The only prospective trial of TKIs and surgery (CARMENA; NCT00930033) demonstrated that cytoreductive nephrectomy followed by sunitinib does not improve OS compared with sunitinib alone.15 However, about 40% of patients in each arm were poor-risk candidates, and therefore the role of cytoreductive surgery in intermediate- and favorable-risk patients was not determined. To date, there are no randomized controlled trials evaluating metastasectomy compared with sunitinib. A recent retrospective review found the median PFS was equivalent in TKIs (41 months) and favorable-risk patients (41 months) who underwent metastasectomy in PM-RCC;5 however, PFS was significantly worse in intermediate- and poor-risk patients undergoing operative management compared with TKIs. The MSKCC risk group was the only significant predictor of survival; neither surgery nor concomitant metastases were predictive. Recent data also suggest that nivolumab plus ipilimumab has more favorable outcomes than sunitinib irrespective of the MSKCC risk group.16

Malleo et al.4 make an important contribution to the literature, in reporting the longest-term outcomes for this rare disease entity. In doing so, they expose the current controversy around the optimal management of PM-RCC. Considering the potential morbidity of surgery, more promising data from the use of biologics, and the indolent nature of the disease with long-term survival despite local or distant recurrence, the optimal management of PM-RCC will remain difficult to know for quite some time to come. Their data4 can be interpreted as supportive of metastasectomy given the long-term survival in select patients. These same data can also be interpreted as unsupportive of metastasectomy if we consider that biology, not surgery, is clearly the driver of long-term survival.

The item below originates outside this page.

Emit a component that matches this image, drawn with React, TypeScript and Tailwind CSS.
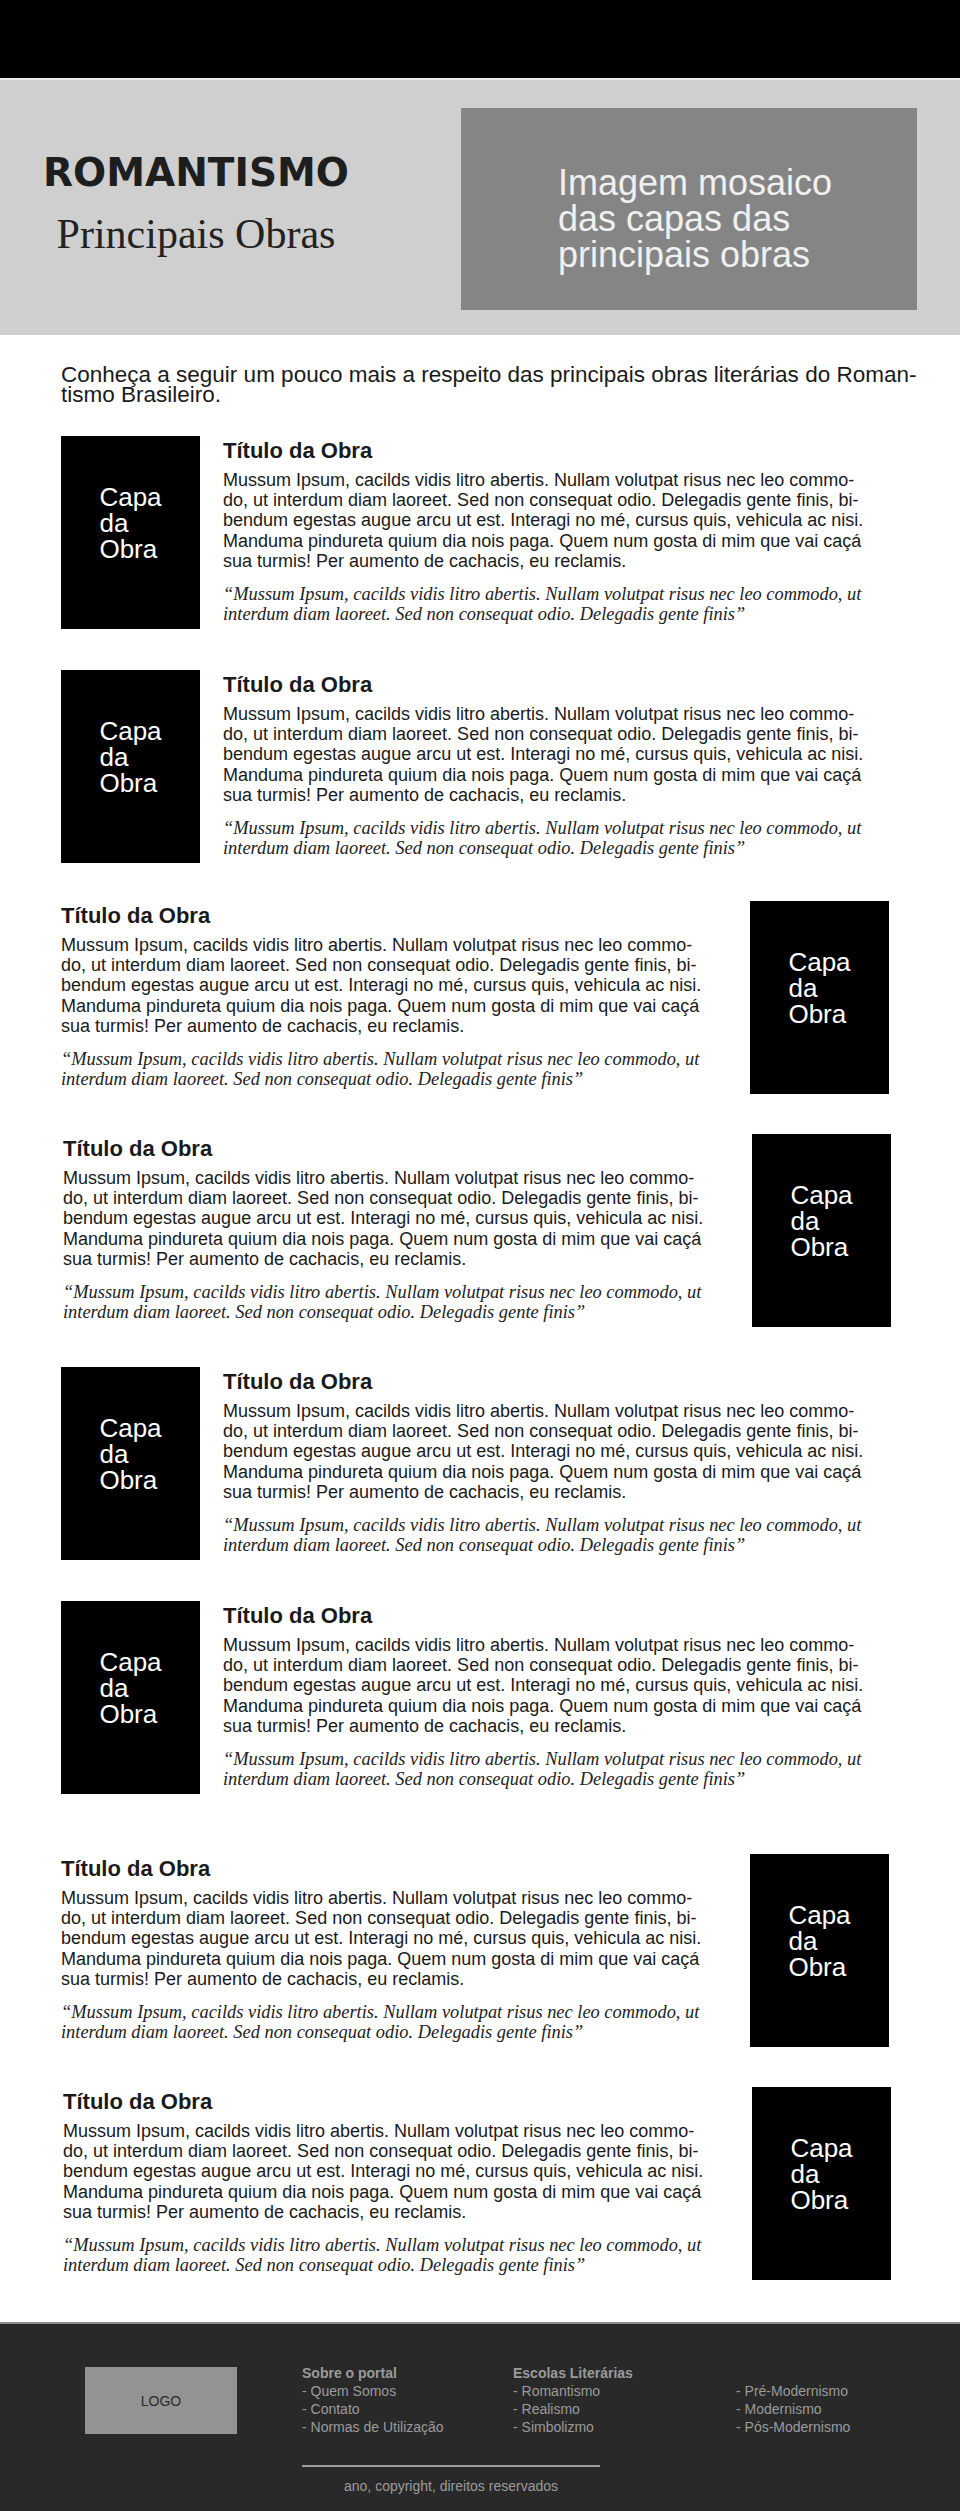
const paraLines = [
  "Mussum Ipsum, cacilds vidis litro abertis. Nullam volutpat risus nec leo commo-",
  "do, ut interdum diam laoreet. Sed non consequat odio. Delegadis gente finis, bi-",
  "bendum egestas augue arcu ut est. Interagi no mé, cursus quis, vehicula ac nisi.",
  "Manduma pindureta quium dia nois paga. Quem num gosta di mim que vai caçá",
  "sua turmis! Per aumento de cachacis, eu reclamis.",
];

const quoteLines = [
  "“Mussum Ipsum, cacilds vidis litro abertis. Nullam volutpat risus nec leo commodo, ut",
  "interdum diam laoreet. Sed non consequat odio. Delegadis gente finis”",
];

// side = where the cover sits; mt = space above the block
const obras = [
  { side: "left", mt: "mt-[31px]", shift: "" },
  { side: "left", mt: "mt-[41px]", shift: "" },
  { side: "right", mt: "mt-[38px]", shift: "" },
  { side: "right", mt: "mt-[40px]", shift: "ml-[2px]" },
  { side: "left", mt: "mt-[40px]", shift: "" },
  { side: "left", mt: "mt-[41px]", shift: "" },
  { side: "right", mt: "mt-[60px]", shift: "" },
  { side: "right", mt: "mt-[40px]", shift: "ml-[2px]" },
];

function Capa() {
  return (
    <div className="w-[139px] h-[193px] shrink-0 bg-black flex justify-center pt-[48px]">
      <div className="text-white text-[26px] leading-[26px]">
        Capa
        <br />
        da
        <br />
        Obra
      </div>
    </div>
  );
}

function Texto({ width }: { width: string }) {
  return (
    <div className={`${width} pt-[3px]`}>
      <h2 className="font-bold text-[22px] leading-[24px] text-[#1a1a1a]">Título da Obra</h2>
      <p className="mt-[7px] text-[18px] leading-[20.2px] text-[#1a1a1a]">
        {paraLines.map((l) => (
          <span key={l} className="block whitespace-nowrap">
            {l}
          </span>
        ))}
      </p>
      <p className="mt-[13px] font-['Liberation_Serif',serif] italic text-[18.4px] leading-[20px] text-[#222]">
        {quoteLines.map((l) => (
          <span key={l} className="block whitespace-nowrap">
            {l}
          </span>
        ))}
      </p>
    </div>
  );
}

export default function App() {
  return (
    <div className="w-[960px] h-[2511px] flex flex-col bg-white font-['Liberation_Sans',Arial,sans-serif]">
      {/* Top bar */}
      <div className="h-[78px] bg-black" />
      <div className="h-[2px] bg-[#ececec]" />

      {/* Banner */}
      <div className="h-[255px] bg-[#cfcfcf] flex">
        <div className="w-[392px] flex flex-col items-center pt-[73px]">
          <h1 className="font-['DejaVu_Sans',sans-serif] font-bold text-[39px] leading-[39px] text-[#1e1e1e]">
            ROMANTISMO
          </h1>
          <p className="mt-[21px] font-['Liberation_Serif',serif] text-[42px] leading-[42px] text-[#222]">
            Principais Obras
          </p>
        </div>
        <div className="ml-[69px] mt-[28px] w-[456px] h-[202px] bg-[#858585] pl-[97px] pt-[57px]">
          <p className="text-[36px] leading-[36px] text-[#f0f0f0]">
            Imagem mosaico
            <br />
            das capas das
            <br />
            principais obras
          </p>
        </div>
      </div>

      {/* Content */}
      <main className="flex-1 pl-[61px] pt-[30px]">
        <p className="text-[22.5px] leading-[20px] text-[#1a1a1a] whitespace-nowrap">
          Conheça a seguir um pouco mais a respeito das principais obras literárias do Roman-
          <br />
          tismo Brasileiro.
        </p>

        {obras.map((o, i) =>
          o.side === "left" ? (
            <div key={i} className={`flex ${o.mt} ${o.shift}`}>
              <Capa />
              <div className="ml-[23px]">
                <Texto width="w-[660px]" />
              </div>
            </div>
          ) : (
            <div key={i} className={`flex ${o.mt} ${o.shift}`}>
              <Texto width="w-[689px]" />
              <Capa />
            </div>
          )
        )}
      </main>

      {/* Footer */}
      <footer className="h-[189px] border-t-2 border-[#8c8c8c] bg-[#292929] text-[#9b9b9b] text-[14px] leading-[18px]">
        <div className="flex pt-[40px]">
          <div className="ml-[85px] mt-[3px] w-[152px] h-[67px] bg-[#939393] flex items-center justify-center text-[#2b2b2b]">
            LOGO
          </div>
          <div className="ml-[65px] w-[211px]">
            <p className="font-bold">Sobre o portal</p>
            <p>- Quem Somos</p>
            <p>- Contato</p>
            <p>- Normas de Utilização</p>
          </div>
          <div className="w-[223px]">
            <p className="font-bold">Escolas Literárias</p>
            <p>- Romantismo</p>
            <p>- Realismo</p>
            <p>- Simbolizmo</p>
          </div>
          <div>
            <p>&nbsp;</p>
            <p>- Pré-Modernismo</p>
            <p>- Modernismo</p>
            <p>- Pós-Modernismo</p>
          </div>
        </div>
        <div className="ml-[302px] w-[298px] mt-[29px]">
          <div className="h-[2px] bg-[#9b9b9b]" />
          <p className="mt-[10px] text-center">ano, copyright, direitos reservados</p>
        </div>
      </footer>
    </div>
  );
}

Current opinion remains mixed and we can draw no definitive conclusions. It may be that targeted therapy combined with metastasectomy is the best approach or that novel TKIs alone should replace operative intervention. Clearly, patient selection remains key and this should continue to improve with our ever-increasing use of genetic sequencing and improved understanding of biologic drivers of cancer. Ultimately, the goal is to prolong survival and optimize long-term outcomes. As a result, we could conclude that we need trials to evaluate the role of surgery compared with TKIs in favorable-risk patients. Unfortunately, designing such a trial is a mathematical and financial challenge given the rarity of PM-RCC and its indolent nature. It is important to note that the use of biologics and surgery are not mutually exclusive, and many patients may benefit from several treatment options in the course of their disease. We are optimistic that increased understanding of biology will help select the optimal targeted therapies and, similarly, help select patients most likely to benefit from metastasectomy. Multidisciplinary team-directed combinations of appropriate therapies are very likely to further prolong survival for patients with PM-RCC.